Once the bullying started last fall, “his tolerance I guess for that kind of thing was very low,‘’ Nelson said. “He didn’t want to put up with it anymore. He didn’t want to go into the gym. He talked to us quite a few times. He’d come in and knock on the door and say, `you all asleep?‘ Sometimes I’d say, `well yeah, but we’re not now, what you got?‘ And he’d sit down and talk.

“I don’t know why he didn’t want to do it that night. I didn’t know if he didn’t want to show me that he was weak or anything else.‘’

The younger Nelson went missing from his home near Ellamore on November 16, 2011. Police searched for him when his family reported he’d taken a gun. He was later found dead about a mile from home.

Suicide is the third leading cause of death in the U.S. for people ages 10 to 24, behind only accidents and homicides.
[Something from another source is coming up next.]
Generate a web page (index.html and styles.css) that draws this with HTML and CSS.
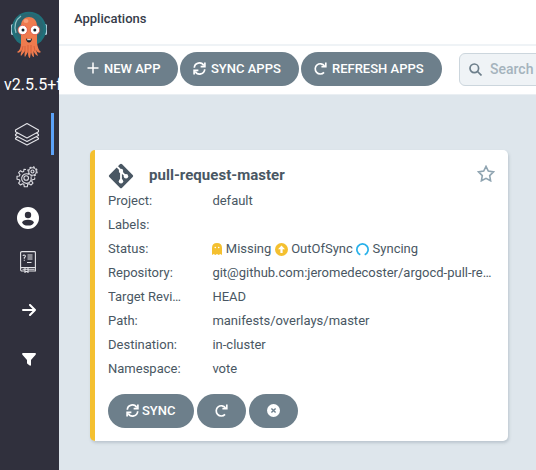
FILE: index.html
```html
<!DOCTYPE html>
<html lang="en">
<head>
<meta charset="utf-8">
<title>Applications</title>
<link rel="stylesheet" href="styles.css">
</head>
<body>
<svg class="defs" width="0" height="0">
  <symbol id="sync" viewBox="0 0 14 14"><g fill="none" stroke="currentColor" stroke-width="1.8"><path d="M1.4 6.2A5.4 5.4 0 0 1 11.600 4"/><path d="M12.600 7.800A5.400 5.400 0 0 1 2.400 10"/><path d="M12.800 .6V5H8.200M1.200 13.400V9h4.600"/></g></symbol>
  <symbol id="refresh" viewBox="0 0 14 14"><g fill="none" stroke="currentColor" stroke-width="1.8"><path d="M11.300 4.200A5.500 5.500 0 1 0 10.800 11.200"/><path d="M12.700 .5V5H8"/></g></symbol>
</svg>
<div class="app">
  <nav class="sidebar">
    <svg class="logo" viewBox="0 0 38 50">
      <rect x="1" y="14" width="36" height="11" rx="1.5" fill="#b7d3df"/>
      <circle cx="19" cy="19" r="17.3" fill="#20707a"/>
      <circle cx="19" cy="18" r="14.5" fill="#2a6671"/>
      <path d="M6 23Q2.5 12 11 6" fill="none" stroke="#8fc3c6" stroke-width="1.2"/>
      <path d="M11 16C11 4 27 4 27 16V33Q28 40 31 42Q28 44 26 40L28 46Q25 45 23.5 41L24 47Q22 47 21 42L20 48Q18 48 18 42L15 47Q14 46 15 41L11 46Q10 45 12 40Q9 44 7 42Q11 40 11 33Z" fill="#ef7b4e"/>
      <path d="M15 36v6M18 35v8M21 35v7M24 36l1 5M13 36l-1 4" stroke="#cf5635" stroke-width=".7" fill="none"/>
      <ellipse cx="16" cy="11" rx="2.5" ry="2" fill="#f6a17b"/>
      <circle cx="12.7" cy="20" r="4.7" fill="#fff" stroke="#e04e3c" stroke-width=".8"/>
      <circle cx="25" cy="20" r="4.7" fill="#fff" stroke="#e04e3c" stroke-width=".8"/>
      <circle cx="13" cy="20" r="1.5" fill="#17202b"/><circle cx="24.8" cy="20" r="1.5" fill="#17202b"/>
      <path d="M16 28.5Q19 30 22 28.5Q21.5 32.5 19 32.5T16 28.5Z" fill="#17202b"/><path d="M17.2 29.2h3.6v1h-3.6z" fill="#fff"/>
    </svg>
    <div class="version">v2.5.5+f</div>
    <a class="nav active"><svg class="layers" viewBox="0 0 26 24" fill="none" stroke="#e3e3e8" stroke-width="1.1" stroke-linejoin="round"><path d="M13 1.5 24.5 8v1.8L13 16 1.5 9.8V8Z"/><path d="M3.5 11 1.5 12.5v1L13 19.5l11.500-6v-1L22.500 11M3.500 14.800 1.500 16.200v.8L13 23l11.500-6v-.8l-2-1.400"/></svg></a>
    <a class="nav"><svg class="gear" viewBox="0 0 24 24" fill="none" stroke="#dcdce2" stroke-width="1.1" stroke-linejoin="round"><path d="M11 4.500 9 4.200 8.700 6.400 7.300 7 5.500 5.700 3.600 7.600 5 9.500 4.400 11 2 11.300v3l2.400.4.600 1.400-1.400 2 2 1.900 1.900-1.300 1.400.6.400 2.500h3l.4-2.500 1.400-.6 1.900 1.300 2-1.900-1.400-2 .6-1.400 2.500-.4v-1.700"/><path d="M13.500 9.200A4.800 4.800 0 1 0 16 12"/><circle cx="11.200" cy="13" r="2.300"/><circle cx="17.500" cy="6.500" r="3.800"/><circle cx="17.500" cy="6.500" r="4.600" stroke-width="1.300" stroke-dasharray="1.900 1.700"/><circle cx="17.500" cy="6.500" r="1.500"/></svg></a>
    <a class="nav"><svg class="user" viewBox="0 0 22 22"><circle cx="11" cy="11" r="11" fill="#fff"/><circle cx="11" cy="8" r="3.200" fill="#30303d"/><ellipse cx="11" cy="15.600" rx="5.800" ry="2.900" fill="#30303d"/></svg></a>
    <a class="nav"><svg class="book" viewBox="0 0 16 22" fill="none" stroke="#e4e4e8" stroke-width="1.100"><path d="M5 20H2Q.6 20 .6 18.500V2Q.6.600 2 .600H14.500Q15.400.600 15.400 1.500V20H8M.6 17.500Q1 16.500 2 16.500H15.400M2.500 18.300h12M5 17v4.300l1.500-1 1.500 1V17"/><path d="M3 5Q3.200 4 4.200 4T5.400 5.200Q5.400 6 4.300 6.600V7.700M4.300 8.700v1M7.500 4h5M7.500 6h5M7.500 8h5M7 11.500h4.500"/></svg></a>
    <a class="nav toggle"><svg class="arrow" viewBox="0 0 14 12" fill="none" stroke="#fff" stroke-width="2" stroke-linecap="round" stroke-linejoin="round"><path d="M1 6H13M8 1l5 5-5 5"/></svg></a>
    <a class="nav filter"><svg class="funnel" viewBox="0 0 14 13"><path d="M1 0H13Q14.500.300 13.600 1.700L9 7v5Q8.700 13.200 7.700 12.600L5.300 10.800 5 10V7L.4 1.700Q-.4.300 1 0Z" fill="#fff"/></svg></a>
  </nav>
  <main class="main">
    <header class="topbar">Applications</header>
    <div class="toolbar">
      <button class="btn new"><svg viewBox="0 0 12 12" width="12" height="12"><path d="M6 .5v11M.5 6h11" stroke="currentColor" stroke-width="1.500"/></svg><span>NEW APP</span></button>
      <button class="btn sync"><svg width="13" height="13"><use href="#sync"/></svg><span>SYNC APPS</span></button>
      <button class="btn refresh"><svg width="13" height="13"><use href="#refresh"/></svg><span>REFRESH APPS</span></button>
      <div class="search"><svg width="13" height="13" viewBox="0 0 13 13" fill="none" stroke="#6d7f8b" stroke-width="1.700"><circle cx="5.300" cy="5.300" r="4.300"/><path d="m8.500 8.500 4 4"/></svg><span>Search</span></div>
    </div>
    <section class="content">
      <article class="card">
        <div class="title">
          <svg class="git" width="26" height="26" viewBox="0 0 26 26"><path d="M11.900 1.300Q13 .200 14.100 1.300L24.700 11.900Q25.800 13 24.700 14.100L14.100 24.700Q13 25.800 11.900 24.700L1.300 14.100Q.200 13 1.300 11.900Z" fill="#495763"/><path d="M9 3.500 13 7.500v11M13 8.500l5 5" stroke="#fff" stroke-width="1.800" fill="none"/><circle cx="13" cy="8" r="2.200" fill="#fff"/><circle cx="13" cy="18.300" r="2.200" fill="#fff"/><circle cx="18" cy="13.300" r="2.200" fill="#fff"/></svg>
          <h1>pull-request-master</h1>
          <svg class="star" width="18" height="17" viewBox="0 0 18 17"><path d="m9 1.400 2.300 4.700 5.200.8-3.800 3.700.9 5.200L9 13.300l-4.600 2.500.9-5.200L1.500 6.900l5.200-.8Z" fill="none" stroke="#8fa4b1" stroke-width="1.600"/></svg>
        </div>
        <dl>
          <dt>Project:</dt><dd>default</dd>
          <dt>Labels:</dt><dd></dd>
          <dt>Status:</dt>
          <dd class="status">
            <svg class="ghost" width="10" height="12" viewBox="0 0 10 12"><path d="M0 5Q0 0 5 0T10 5V12L8.300 11 6.700 12 5 11 3.300 12 1.700 11 0 12Z" fill="#f4c030"/><circle cx="3.300" cy="4.500" r=".8" fill="#fff"/><circle cx="6.700" cy="4.500" r=".8" fill="#fff"/></svg><span>Missing</span>
            <svg width="13" height="13" viewBox="0 0 13 13"><circle cx="6.500" cy="6.500" r="6.500" fill="#f4c030"/><path d="M6.500 2.500 10 6.200H7.600V10H5.400V6.200H3Z" fill="#fff"/></svg><span>OutOfSync</span>
            <svg width="13" height="13" viewBox="0 0 13 13"><path d="M4.300 11.700A5.600 5.600 0 1 1 8.700 11.700" fill="none" stroke="#28b1ea" stroke-width="1.700"/></svg><span>Syncing</span>
          </dd>
          <dt>Repository:</dt><dd>git@github.com:jeromedecoster/argocd-pull-request</dd>
          <dt>Target Revision:</dt><dd>HEAD</dd>
          <dt>Path:</dt><dd>manifests/overlays/master</dd>
          <dt>Destination:</dt><dd>in-cluster</dd>
          <dt>Namespace:</dt><dd>vote</dd>
        </dl>
        <div class="actions">
          <button class="btn small-sync"><svg width="13" height="13"><use href="#sync"/></svg><span>SYNC</span></button>
          <button class="btn icon"><svg width="13" height="13"><use href="#refresh"/></svg></button>
          <button class="btn icon"><svg width="13" height="13" viewBox="0 0 13 13"><circle cx="6.500" cy="6.500" r="6.500" fill="#fff"/><path d="m4.400 4.400 4.200 4.200m0-4.200L4.400 8.600" stroke="#6d7f8b" stroke-width="1.400"/></svg></button>
        </div>
      </article>
    </section>
  </main>
</div>
</body>
</html>
```
FILE: styles.css
```css
* { box-sizing: border-box; }
body { margin: 0; overflow: hidden; font-family: Roboto, sans-serif; font-size: 13px; color: #495763; }
svg { display: block; flex: none; }
.defs { position: absolute; }
.app { display: flex; width: 536px; height: 470px; overflow: hidden; }
.sidebar { display: flex; flex-direction: column; flex: none; width: 59px; background: #30303d; overflow: hidden; }
.logo { width: 38px; height: 50px; margin: 10px 0 0 10px; }
.version { height: 20px; margin: 15px 0 18px 4px; font-size: 16px; line-height: 20px; color: #fff; white-space: nowrap; }
.nav { display: flex; align-items: center; height: 42px; border-right: 3px solid transparent; margin-right: 5px; }
.active { border-color: #5ba2f8; }
.layers { width: 26px; height: 24px; margin-left: 14px; }
.gear { width: 24px; height: 24px; margin: 1px 0 0 15px; }
.user { width: 22px; height: 22px; margin: 0 0 0 17px; }
.book { width: 16px; height: 22px; margin: 3px 0 0 20px; }
.arrow { width: 14px; height: 12px; margin-left: 22px; }
.funnel { width: 14px; height: 13px; margin-left: 22px; }
.toggle { margin-top: 8px; }
.filter { margin-top: 7px; }
.main { flex: none; width: 477px; display: flex; flex-direction: column; background: #dee6ec; }
.topbar { height: 46px; padding-left: 15px; line-height: 37px; background: #fff; border-bottom: 2px solid #eff3f6; color: #363c4a; font-weight: 500; }
.toolbar { display: flex; align-items: flex-start; height: 49px; padding: 6px 0 0 15px; background: #fff; border-bottom: 1px solid #eaeff3; }
.btn { display: flex; align-items: center; flex: none; height: 34px; padding: 0 0 2px; margin: 0 2px 0 0; border: 0; border-radius: 17px; background: #6d7f8b; color: #fff; font: 500 13px Roboto, sans-serif; white-space: nowrap; }
.new { width: 104px; padding-left: 13px; gap: 5px; }
.sync { width: 119px; padding-left: 13px; gap: 5px; }
.refresh { width: 141px; padding-left: 13px; gap: 5px; }
.search { display: flex; align-items: center; gap: 8px; width: 200px; height: 33px; margin: 1px 0 0 15px; padding: 0 0 1px 9px; flex: none; border: 1px solid #ccd6dd; border-radius: 6px; background: #eff3f6; color: #a5b3bd; font-size: 14px; font-weight: 500; }
.content { padding: 55px 0 0 31px; }
.card { width: 418px; height: 291px; padding: 11px 13px 0 13px; background: #fff; border-left: 5px solid #f4c030; border-radius: 5px; box-shadow: 1px 2px 3px rgba(109,127,139,.3); }
.title { display: flex; align-items: center; height: 28px; }
.git { margin-top: 2px; }
h1 { flex: 1; margin: 0 0 0 15px; font-size: 15px; font-weight: 700; line-height: 28px; letter-spacing: .03px; }
.star { margin-top: -3px; }
dl { display: grid; grid-template-columns: 74px 282px; column-gap: 30.4px; grid-auto-rows: 24px; margin: 0; line-height: 24px; }
dt, dd { margin: 0; overflow: hidden; white-space: nowrap; text-overflow: ellipsis; }
.status { display: flex; align-items: center; gap: 3.4px; }
.actions { display: flex; margin-top: 13px; }
.small-sync { width: 86px; margin-right: 3px; padding-left: 18px; gap: 3px; }
.icon { width: 49px; margin-right: 3px; justify-content: center; }
```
Don Chapman, assistant director of the state Office of Healthy Schools, said the new law will deal with bullying as one of the many issues that school systems can address.
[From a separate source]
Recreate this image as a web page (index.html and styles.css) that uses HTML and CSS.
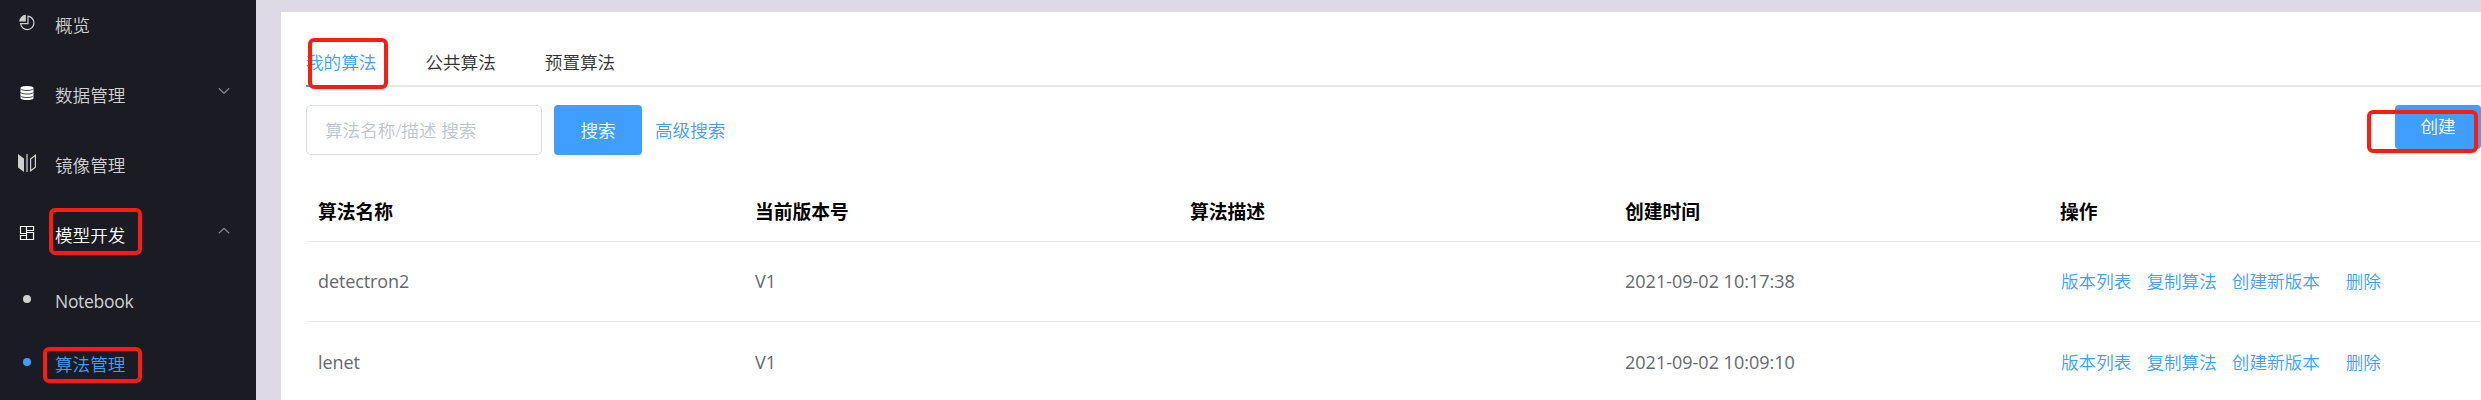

“It’s going to allow for identification of these issues that students have, and as we work with schools, encourage them to build up resources—mental health counseling, mentoring or some other connectedness that’s going to give those students some support systems,‘’ Chapman said.
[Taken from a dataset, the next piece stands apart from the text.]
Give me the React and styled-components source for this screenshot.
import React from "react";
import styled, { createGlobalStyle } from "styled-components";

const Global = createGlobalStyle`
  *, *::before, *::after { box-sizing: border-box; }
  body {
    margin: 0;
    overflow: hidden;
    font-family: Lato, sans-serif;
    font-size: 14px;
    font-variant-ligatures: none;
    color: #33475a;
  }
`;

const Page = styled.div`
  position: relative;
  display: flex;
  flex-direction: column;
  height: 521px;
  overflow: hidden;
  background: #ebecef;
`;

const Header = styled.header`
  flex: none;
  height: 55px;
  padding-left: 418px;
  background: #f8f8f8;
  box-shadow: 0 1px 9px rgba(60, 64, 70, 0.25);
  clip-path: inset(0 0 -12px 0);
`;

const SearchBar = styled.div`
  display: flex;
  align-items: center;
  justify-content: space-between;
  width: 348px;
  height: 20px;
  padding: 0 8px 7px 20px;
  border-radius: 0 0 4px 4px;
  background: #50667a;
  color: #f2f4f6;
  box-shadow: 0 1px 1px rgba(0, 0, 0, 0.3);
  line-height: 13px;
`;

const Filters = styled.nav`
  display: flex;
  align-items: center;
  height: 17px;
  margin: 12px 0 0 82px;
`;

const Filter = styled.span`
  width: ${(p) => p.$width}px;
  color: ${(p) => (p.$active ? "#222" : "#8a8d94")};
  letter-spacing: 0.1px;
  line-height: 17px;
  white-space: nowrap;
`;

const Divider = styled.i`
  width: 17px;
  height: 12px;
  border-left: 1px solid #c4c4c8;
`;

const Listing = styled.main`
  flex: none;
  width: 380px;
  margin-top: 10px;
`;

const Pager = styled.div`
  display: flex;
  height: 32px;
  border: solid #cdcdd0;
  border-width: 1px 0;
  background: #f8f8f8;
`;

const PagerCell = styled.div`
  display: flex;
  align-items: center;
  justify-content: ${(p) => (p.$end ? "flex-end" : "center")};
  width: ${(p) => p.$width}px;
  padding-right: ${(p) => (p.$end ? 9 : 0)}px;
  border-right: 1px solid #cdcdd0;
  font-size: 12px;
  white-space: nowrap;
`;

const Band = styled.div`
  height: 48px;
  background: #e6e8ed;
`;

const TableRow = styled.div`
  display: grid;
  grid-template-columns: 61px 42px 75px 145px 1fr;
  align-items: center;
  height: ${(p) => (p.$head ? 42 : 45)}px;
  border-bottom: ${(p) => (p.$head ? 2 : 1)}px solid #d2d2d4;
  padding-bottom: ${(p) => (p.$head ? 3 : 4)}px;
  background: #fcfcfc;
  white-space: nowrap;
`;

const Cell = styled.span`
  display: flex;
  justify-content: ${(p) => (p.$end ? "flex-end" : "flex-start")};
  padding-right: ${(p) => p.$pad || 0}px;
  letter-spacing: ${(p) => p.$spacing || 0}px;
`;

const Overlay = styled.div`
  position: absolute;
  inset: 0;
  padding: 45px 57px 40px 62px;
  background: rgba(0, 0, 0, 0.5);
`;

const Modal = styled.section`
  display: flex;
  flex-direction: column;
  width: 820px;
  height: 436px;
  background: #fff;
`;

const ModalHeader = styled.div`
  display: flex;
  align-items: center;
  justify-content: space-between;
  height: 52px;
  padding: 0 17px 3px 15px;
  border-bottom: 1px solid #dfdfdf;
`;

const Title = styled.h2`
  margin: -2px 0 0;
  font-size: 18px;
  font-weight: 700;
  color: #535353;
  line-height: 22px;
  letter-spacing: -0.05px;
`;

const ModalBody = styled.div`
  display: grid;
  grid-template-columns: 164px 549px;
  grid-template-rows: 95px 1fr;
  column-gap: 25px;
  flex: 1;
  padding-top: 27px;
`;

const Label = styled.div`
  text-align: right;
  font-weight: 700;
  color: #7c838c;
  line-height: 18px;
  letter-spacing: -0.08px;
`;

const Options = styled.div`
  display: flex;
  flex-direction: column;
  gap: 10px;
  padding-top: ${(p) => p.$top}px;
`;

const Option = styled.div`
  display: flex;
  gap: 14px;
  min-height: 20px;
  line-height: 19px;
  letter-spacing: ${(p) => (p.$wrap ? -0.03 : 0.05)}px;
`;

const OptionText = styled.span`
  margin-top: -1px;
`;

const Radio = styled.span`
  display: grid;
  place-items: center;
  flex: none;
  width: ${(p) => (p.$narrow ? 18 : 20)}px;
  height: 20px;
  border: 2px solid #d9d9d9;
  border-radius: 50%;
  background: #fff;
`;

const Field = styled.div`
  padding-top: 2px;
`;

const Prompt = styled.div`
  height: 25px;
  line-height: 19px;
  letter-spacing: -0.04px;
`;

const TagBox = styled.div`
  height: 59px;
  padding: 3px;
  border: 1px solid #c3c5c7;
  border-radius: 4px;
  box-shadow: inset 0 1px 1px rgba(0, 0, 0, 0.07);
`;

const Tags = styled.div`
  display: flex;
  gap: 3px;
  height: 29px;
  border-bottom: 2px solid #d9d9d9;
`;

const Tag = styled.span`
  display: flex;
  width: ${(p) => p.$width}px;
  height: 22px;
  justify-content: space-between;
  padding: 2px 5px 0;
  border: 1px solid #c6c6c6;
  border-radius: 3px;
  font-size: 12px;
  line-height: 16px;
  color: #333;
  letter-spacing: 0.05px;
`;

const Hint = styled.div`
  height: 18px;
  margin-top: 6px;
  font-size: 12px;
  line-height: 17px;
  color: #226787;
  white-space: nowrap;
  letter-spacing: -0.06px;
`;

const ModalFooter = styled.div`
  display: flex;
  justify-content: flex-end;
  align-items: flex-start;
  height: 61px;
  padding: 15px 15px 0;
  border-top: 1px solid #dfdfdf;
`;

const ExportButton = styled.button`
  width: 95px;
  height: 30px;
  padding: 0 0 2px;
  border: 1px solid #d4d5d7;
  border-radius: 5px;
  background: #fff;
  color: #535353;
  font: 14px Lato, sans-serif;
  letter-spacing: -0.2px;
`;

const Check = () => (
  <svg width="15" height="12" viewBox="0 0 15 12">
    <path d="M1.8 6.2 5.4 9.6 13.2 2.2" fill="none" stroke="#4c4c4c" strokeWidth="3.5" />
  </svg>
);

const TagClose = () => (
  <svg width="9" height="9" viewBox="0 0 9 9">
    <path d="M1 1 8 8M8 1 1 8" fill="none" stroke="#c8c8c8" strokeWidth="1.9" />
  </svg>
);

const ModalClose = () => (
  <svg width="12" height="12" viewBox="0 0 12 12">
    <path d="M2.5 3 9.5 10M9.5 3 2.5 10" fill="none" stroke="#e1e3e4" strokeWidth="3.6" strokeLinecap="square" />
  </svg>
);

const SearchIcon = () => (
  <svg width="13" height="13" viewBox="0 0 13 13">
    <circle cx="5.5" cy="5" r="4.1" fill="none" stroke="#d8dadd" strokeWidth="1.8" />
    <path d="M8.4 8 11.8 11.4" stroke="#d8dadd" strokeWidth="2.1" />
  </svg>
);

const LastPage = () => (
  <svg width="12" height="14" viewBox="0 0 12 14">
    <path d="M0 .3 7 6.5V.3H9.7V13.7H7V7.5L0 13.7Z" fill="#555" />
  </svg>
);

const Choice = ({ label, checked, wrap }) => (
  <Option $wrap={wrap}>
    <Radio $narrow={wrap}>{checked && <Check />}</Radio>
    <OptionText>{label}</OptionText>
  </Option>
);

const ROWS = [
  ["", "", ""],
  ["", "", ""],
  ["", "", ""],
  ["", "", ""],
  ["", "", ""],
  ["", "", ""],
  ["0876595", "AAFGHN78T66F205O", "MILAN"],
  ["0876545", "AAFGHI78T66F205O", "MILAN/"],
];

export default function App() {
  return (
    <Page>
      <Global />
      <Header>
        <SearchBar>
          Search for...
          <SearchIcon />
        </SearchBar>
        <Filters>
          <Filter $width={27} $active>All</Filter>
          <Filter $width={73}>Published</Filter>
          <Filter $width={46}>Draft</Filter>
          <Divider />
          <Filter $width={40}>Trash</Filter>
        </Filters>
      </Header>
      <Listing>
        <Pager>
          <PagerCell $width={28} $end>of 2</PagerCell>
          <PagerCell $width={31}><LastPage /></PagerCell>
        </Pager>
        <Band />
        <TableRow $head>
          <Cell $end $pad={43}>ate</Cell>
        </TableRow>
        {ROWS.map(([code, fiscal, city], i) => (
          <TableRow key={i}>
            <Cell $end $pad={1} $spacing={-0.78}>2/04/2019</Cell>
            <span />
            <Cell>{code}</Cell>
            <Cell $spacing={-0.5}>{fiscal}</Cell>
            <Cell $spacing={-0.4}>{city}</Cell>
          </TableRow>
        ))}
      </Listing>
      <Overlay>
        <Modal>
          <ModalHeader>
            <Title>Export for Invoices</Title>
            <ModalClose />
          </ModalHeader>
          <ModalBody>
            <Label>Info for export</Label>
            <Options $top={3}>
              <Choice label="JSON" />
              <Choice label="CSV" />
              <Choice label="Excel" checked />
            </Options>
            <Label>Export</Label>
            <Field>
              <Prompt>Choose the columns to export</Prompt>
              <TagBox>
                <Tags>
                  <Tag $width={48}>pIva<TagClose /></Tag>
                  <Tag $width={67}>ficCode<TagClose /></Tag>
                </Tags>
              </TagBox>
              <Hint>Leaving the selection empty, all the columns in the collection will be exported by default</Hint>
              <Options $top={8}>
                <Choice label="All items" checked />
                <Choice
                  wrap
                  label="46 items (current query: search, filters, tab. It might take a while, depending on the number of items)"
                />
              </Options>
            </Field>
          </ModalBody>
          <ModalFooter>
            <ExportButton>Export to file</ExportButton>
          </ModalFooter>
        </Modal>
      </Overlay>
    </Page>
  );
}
Department of Education spokeswoman Liza Cordeiro said bullying is a “hot-button issue’‘ in counties across the state because every day during the school year, parents are complaining about how their children are being treated by other students.

Although local boards of education have the ability to dole out punishment, the state’s code of conduct, called Policy 4373, is focused on teaching responsible behavior before something happens, not punishing a child after they act up, Cordeiro said.

And Cordeiro said the state is working on a student behavior campaign that reaches out into communities to emphasize that “every one of us has a role in this.‘’

“We talk about this happening in schools, but a lot of times it starts elsewhere and sometimes on an electronic platform’‘ such as social media sites, Cordeiro said. “It’s how you model your own behavior and how it impacts your children. We think that is so important.‘’

This article says WV became the 7th state to enact this law. Enacting this law and enforcing this law is two totally different things.

The bullying in the Gilmer County School System is much the same as most of the other remaining 54 counties. It happens everywhere, I agree. The difference is most other counties have administrators and Supers. that take control and discipline and penalize the bulliers and stop what is happening. Here in this county, they just close their eyes, turn their backs, lie and say it is not true,which this in turn encourages the bullying to happen more, they know they are protected by the admin. They ignore the victims, and praise the bulliers because of who they are and what their name is. This is the elite Gilmer County way it’s done.
These training classes, educational films and the “How to books” just don’t get it here in our county. In order for this to be successful, it has to be applied and that isn’t and won’t happen in GCHS because of the administration. We need to start at the top and remove the ones who don’t seem to think they have to follow any rules except their own.  Our students deserve better, parents deserve better and this county deserves better.  It needs to stop before Gilmer County is added as a county where a suicide makes news and then it is toooo late.

Comment by Let's get it right  on  06.15.2012

To Don Chapman and Lisa Corderio
Can you devise a plan to keep administrators from bullying students and staff?

Need one here in Gilmer County.
While you are at it, how about a plan to keep the state board of education from bullying school districts like is happening here in Gilmer?

Comment by No Name Please  on  06.15.2012

I say working on the mental health of those we have in charge would be the best protection for that of our children.  When you’re more concerned about hiding the truth of what happens here than fixing the problems it’s time to go. No child is safe here.

Comment by Fire the Bullies in Charge  on  06.16.2012

To Fire The Bullies in Charge:
Well said.  I agree with you all the way.  The disaster for this county will continue until we get those in control OUT for good. They all need a mental health fix because what they are doing to these students is a shame to us all.  The students at GCHS are mislead, misdirected and misrepresented by the present administration and “elites”. It is time for a change in “the right direction”.